>> begin DATA SHOWN

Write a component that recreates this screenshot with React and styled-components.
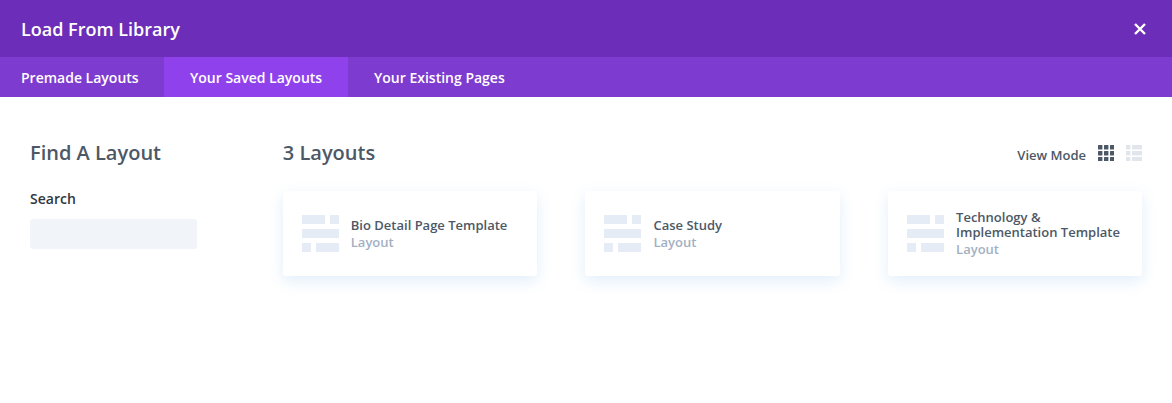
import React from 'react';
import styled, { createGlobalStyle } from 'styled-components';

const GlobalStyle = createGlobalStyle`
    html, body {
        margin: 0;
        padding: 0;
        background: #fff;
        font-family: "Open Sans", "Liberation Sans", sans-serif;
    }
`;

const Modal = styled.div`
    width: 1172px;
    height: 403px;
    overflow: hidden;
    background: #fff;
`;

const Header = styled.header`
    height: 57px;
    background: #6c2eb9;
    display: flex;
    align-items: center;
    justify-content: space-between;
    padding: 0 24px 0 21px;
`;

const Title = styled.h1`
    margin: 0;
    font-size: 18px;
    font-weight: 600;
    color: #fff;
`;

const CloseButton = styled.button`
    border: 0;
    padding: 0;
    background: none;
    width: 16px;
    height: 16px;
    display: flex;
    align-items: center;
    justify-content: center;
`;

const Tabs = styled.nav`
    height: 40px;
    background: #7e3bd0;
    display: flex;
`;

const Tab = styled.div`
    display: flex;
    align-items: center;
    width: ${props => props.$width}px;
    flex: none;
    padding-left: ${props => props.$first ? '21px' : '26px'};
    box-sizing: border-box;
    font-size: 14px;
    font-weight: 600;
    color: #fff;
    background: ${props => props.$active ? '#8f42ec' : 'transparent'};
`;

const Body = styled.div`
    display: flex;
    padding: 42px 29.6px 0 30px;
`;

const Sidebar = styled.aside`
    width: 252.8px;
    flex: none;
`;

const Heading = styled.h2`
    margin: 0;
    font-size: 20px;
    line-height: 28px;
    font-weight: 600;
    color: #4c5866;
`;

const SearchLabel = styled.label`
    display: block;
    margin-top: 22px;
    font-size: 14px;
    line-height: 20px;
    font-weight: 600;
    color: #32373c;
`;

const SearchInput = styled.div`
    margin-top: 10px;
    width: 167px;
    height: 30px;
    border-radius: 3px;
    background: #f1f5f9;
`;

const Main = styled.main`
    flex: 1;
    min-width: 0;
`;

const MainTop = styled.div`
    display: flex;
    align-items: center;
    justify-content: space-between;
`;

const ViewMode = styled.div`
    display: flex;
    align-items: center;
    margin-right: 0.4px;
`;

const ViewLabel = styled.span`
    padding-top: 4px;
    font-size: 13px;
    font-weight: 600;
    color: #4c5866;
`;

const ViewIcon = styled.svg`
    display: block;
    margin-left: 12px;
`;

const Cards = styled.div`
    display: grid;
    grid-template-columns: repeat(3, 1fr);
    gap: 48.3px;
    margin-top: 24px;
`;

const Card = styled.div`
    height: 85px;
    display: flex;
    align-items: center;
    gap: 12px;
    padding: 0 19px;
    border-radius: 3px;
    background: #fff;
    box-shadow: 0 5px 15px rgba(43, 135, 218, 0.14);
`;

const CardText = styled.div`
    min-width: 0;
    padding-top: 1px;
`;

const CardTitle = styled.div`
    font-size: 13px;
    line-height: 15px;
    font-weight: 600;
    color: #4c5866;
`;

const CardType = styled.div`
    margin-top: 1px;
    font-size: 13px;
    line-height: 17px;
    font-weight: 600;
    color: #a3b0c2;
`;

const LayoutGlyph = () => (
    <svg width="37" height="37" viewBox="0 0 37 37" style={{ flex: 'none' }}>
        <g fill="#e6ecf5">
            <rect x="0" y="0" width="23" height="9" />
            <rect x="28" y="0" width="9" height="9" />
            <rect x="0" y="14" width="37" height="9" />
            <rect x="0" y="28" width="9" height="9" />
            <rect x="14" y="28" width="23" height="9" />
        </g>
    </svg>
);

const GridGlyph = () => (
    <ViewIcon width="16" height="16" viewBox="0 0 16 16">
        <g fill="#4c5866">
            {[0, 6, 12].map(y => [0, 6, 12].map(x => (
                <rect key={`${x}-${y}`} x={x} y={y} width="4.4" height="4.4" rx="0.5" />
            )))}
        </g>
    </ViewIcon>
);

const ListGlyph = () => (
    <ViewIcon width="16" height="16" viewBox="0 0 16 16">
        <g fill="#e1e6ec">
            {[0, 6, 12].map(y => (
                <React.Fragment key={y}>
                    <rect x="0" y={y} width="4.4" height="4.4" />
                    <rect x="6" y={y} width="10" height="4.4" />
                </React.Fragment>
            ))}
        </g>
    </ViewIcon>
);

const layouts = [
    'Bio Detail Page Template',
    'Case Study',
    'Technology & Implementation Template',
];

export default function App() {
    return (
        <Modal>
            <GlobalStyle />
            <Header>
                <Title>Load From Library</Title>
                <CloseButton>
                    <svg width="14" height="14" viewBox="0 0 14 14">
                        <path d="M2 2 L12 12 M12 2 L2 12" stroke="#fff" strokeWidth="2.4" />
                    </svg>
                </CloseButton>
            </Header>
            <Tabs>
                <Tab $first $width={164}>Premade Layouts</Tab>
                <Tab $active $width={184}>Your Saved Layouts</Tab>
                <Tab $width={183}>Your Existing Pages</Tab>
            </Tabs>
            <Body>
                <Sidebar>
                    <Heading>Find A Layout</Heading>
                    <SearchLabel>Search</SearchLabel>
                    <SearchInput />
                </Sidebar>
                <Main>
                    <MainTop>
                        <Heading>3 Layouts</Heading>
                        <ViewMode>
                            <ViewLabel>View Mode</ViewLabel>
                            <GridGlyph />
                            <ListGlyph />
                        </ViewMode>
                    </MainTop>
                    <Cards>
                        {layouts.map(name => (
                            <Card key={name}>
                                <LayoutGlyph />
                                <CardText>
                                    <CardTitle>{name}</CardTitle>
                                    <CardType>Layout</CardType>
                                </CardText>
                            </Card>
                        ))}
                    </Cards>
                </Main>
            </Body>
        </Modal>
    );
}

>> end DATA SHOWN

PROMPT:
Restate the data above word for word. Do not include the images.

THE SOLUTION:
Write a component that recreates this screenshot with React and styled-components.
import React from 'react';
import styled, { createGlobalStyle } from 'styled-components';

const GlobalStyle = createGlobalStyle`
    html, body {
        margin: 0;
        padding: 0;
        background: #fff;
        font-family: "Open Sans", "Liberation Sans", sans-serif;
    }
`;

const Modal = styled.div`
    width: 1172px;
    height: 403px;
    overflow: hidden;
    background: #fff;
`;

const Header = styled.header`
    height: 57px;
    background: #6c2eb9;
    display: flex;
    align-items: center;
    justify-content: space-between;
    padding: 0 24px 0 21px;
`;

const Title = styled.h1`
    margin: 0;
    font-size: 18px;
    font-weight: 600;
    color: #fff;
`;

const CloseButton = styled.button`
    border: 0;
    padding: 0;
    background: none;
    width: 16px;
    height: 16px;
    display: flex;
    align-items: center;
    justify-content: center;
`;

const Tabs = styled.nav`
    height: 40px;
    background: #7e3bd0;
    display: flex;
`;

const Tab = styled.div`
    display: flex;
    align-items: center;
    width: ${props => props.$width}px;
    flex: none;
    padding-left: ${props => props.$first ? '21px' : '26px'};
    box-sizing: border-box;
    font-size: 14px;
    font-weight: 600;
    color: #fff;
    background: ${props => props.$active ? '#8f42ec' : 'transparent'};
`;

const Body = styled.div`
    display: flex;
    padding: 42px 29.6px 0 30px;
`;

const Sidebar = styled.aside`
    width: 252.8px;
    flex: none;
`;

const Heading = styled.h2`
    margin: 0;
    font-size: 20px;
    line-height: 28px;
    font-weight: 600;
    color: #4c5866;
`;

const SearchLabel = styled.label`
    display: block;
    margin-top: 22px;
    font-size: 14px;
    line-height: 20px;
    font-weight: 600;
    color: #32373c;
`;

const SearchInput = styled.div`
    margin-top: 10px;
    width: 167px;
    height: 30px;
    border-radius: 3px;
    background: #f1f5f9;
`;

const Main = styled.main`
    flex: 1;
    min-width: 0;
`;

const MainTop = styled.div`
    display: flex;
    align-items: center;
    justify-content: space-between;
`;

const ViewMode = styled.div`
    display: flex;
    align-items: center;
    margin-right: 0.4px;
`;

const ViewLabel = styled.span`
    padding-top: 4px;
    font-size: 13px;
    font-weight: 600;
    color: #4c5866;
`;

const ViewIcon = styled.svg`
    display: block;
    margin-left: 12px;
`;

const Cards = styled.div`
    display: grid;
    grid-template-columns: repeat(3, 1fr);
    gap: 48.3px;
    margin-top: 24px;
`;

const Card = styled.div`
    height: 85px;
    display: flex;
    align-items: center;
    gap: 12px;
    padding: 0 19px;
    border-radius: 3px;
    background: #fff;
    box-shadow: 0 5px 15px rgba(43, 135, 218, 0.14);
`;

const CardText = styled.div`
    min-width: 0;
    padding-top: 1px;
`;

const CardTitle = styled.div`
    font-size: 13px;
    line-height: 15px;
    font-weight: 600;
    color: #4c5866;
`;

const CardType = styled.div`
    margin-top: 1px;
    font-size: 13px;
    line-height: 17px;
    font-weight: 600;
    color: #a3b0c2;
`;

const LayoutGlyph = () => (
    <svg width="37" height="37" viewBox="0 0 37 37" style={{ flex: 'none' }}>
        <g fill="#e6ecf5">
            <rect x="0" y="0" width="23" height="9" />
            <rect x="28" y="0" width="9" height="9" />
            <rect x="0" y="14" width="37" height="9" />
            <rect x="0" y="28" width="9" height="9" />
            <rect x="14" y="28" width="23" height="9" />
        </g>
    </svg>
);

const GridGlyph = () => (
    <ViewIcon width="16" height="16" viewBox="0 0 16 16">
        <g fill="#4c5866">
            {[0, 6, 12].map(y => [0, 6, 12].map(x => (
                <rect key={`${x}-${y}`} x={x} y={y} width="4.4" height="4.4" rx="0.5" />
            )))}
        </g>
    </ViewIcon>
);

const ListGlyph = () => (
    <ViewIcon width="16" height="16" viewBox="0 0 16 16">
        <g fill="#e1e6ec">
            {[0, 6, 12].map(y => (
                <React.Fragment key={y}>
                    <rect x="0" y={y} width="4.4" height="4.4" />
                    <rect x="6" y={y} width="10" height="4.4" />
                </React.Fragment>
            ))}
        </g>
    </ViewIcon>
);

const layouts = [
    'Bio Detail Page Template',
    'Case Study',
    'Technology & Implementation Template',
];

export default function App() {
    return (
        <Modal>
            <GlobalStyle />
            <Header>
                <Title>Load From Library</Title>
                <CloseButton>
                    <svg width="14" height="14" viewBox="0 0 14 14">
                        <path d="M2 2 L12 12 M12 2 L2 12" stroke="#fff" strokeWidth="2.4" />
                    </svg>
                </CloseButton>
            </Header>
            <Tabs>
                <Tab $first $width={164}>Premade Layouts</Tab>
                <Tab $active $width={184}>Your Saved Layouts</Tab>
                <Tab $width={183}>Your Existing Pages</Tab>
            </Tabs>
            <Body>
                <Sidebar>
                    <Heading>Find A Layout</Heading>
                    <SearchLabel>Search</SearchLabel>
                    <SearchInput />
                </Sidebar>
                <Main>
                    <MainTop>
                        <Heading>3 Layouts</Heading>
                        <ViewMode>
                            <ViewLabel>View Mode</ViewLabel>
                            <GridGlyph />
                            <ListGlyph />
                        </ViewMode>
                    </MainTop>
                    <Cards>
                        {layouts.map(name => (
                            <Card key={name}>
                                <LayoutGlyph />
                                <CardText>
                                    <CardTitle>{name}</CardTitle>
                                    <CardType>Layout</CardType>
                                </CardText>
                            </Card>
                        ))}
                    </Cards>
                </Main>
            </Body>
        </Modal>
    );
}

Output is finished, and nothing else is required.